• 400g pistachio ice cream
  • 150g pistachios
  • 50g hazelnuts
  • 1 tsp cinnamon
  • 2 tbsp sugar
  • 150g melted butter
  • 7 sheets filo pastry
  • 1 tbsp rose water
  • 1 orange, zested
  • 1 heaped tbsp honey


  1. Part melt the pistachio ice cream (if you need to place in to a food processor and blitz until it’s malleable). Place into a 20cm x 20cm square tin, spreading out to the sides and place back into the freezer for at least 3 hours, or overnight.
  2. When ready to make the baklava, place the nuts, cinnamon and sugar into a food processor and blitz until fine.
  3. Unroll your filo sheets, keeping a damp cloth handy to place over filo sheets while making the baklava to prevent the filo drying out. Cut the filo into 10cm x 10cm squares.

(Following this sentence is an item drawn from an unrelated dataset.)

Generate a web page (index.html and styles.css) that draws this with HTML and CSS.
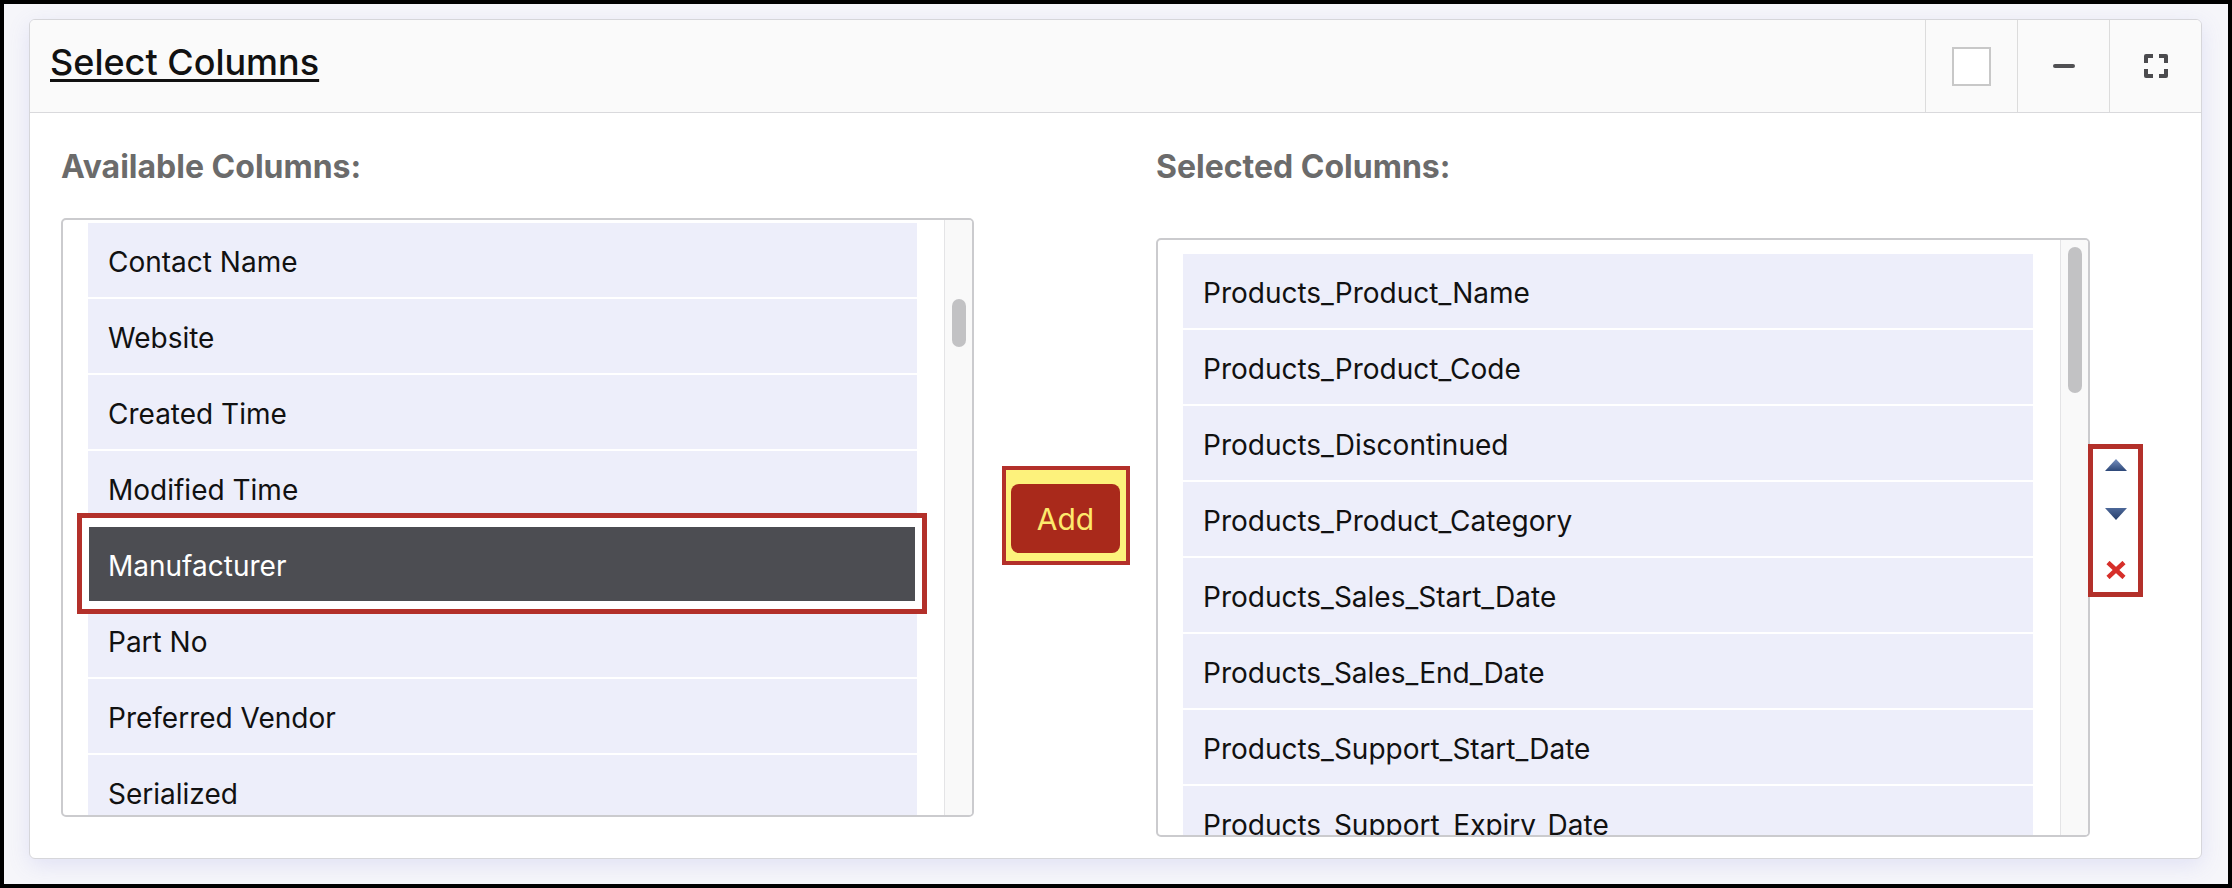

  4. Preheat the oven to 180°C and grease a flat baking tray with some of the melted butter. Place a filo sheet on a clean work surface. Brush with butter, top with another filo sheet, then brush with the butter.
  5. Repeat the process until 4 layers are formed. Sprinkle the top with the chopped nuts and spread with your fingers.
  6. Top with a further 3 sheets of buttered filo and finally top with a final sprinkling of the chopped nuts.
  7. Bake for 15 minutes or until golden on top.
  8. Mix the honey with the water and orange blossom water.
  9. To assemble, remove the ice-cream from the freezer and cut into 10cm x 10cm squares. Remove the baklava squares from the pan. Place each ice cream square on top of one baklava, then top, nut-side up, with another baklava. Finally, pour the syrup over the baklava.
  10. Garnish with extra nibbed pistachios and serve immediately.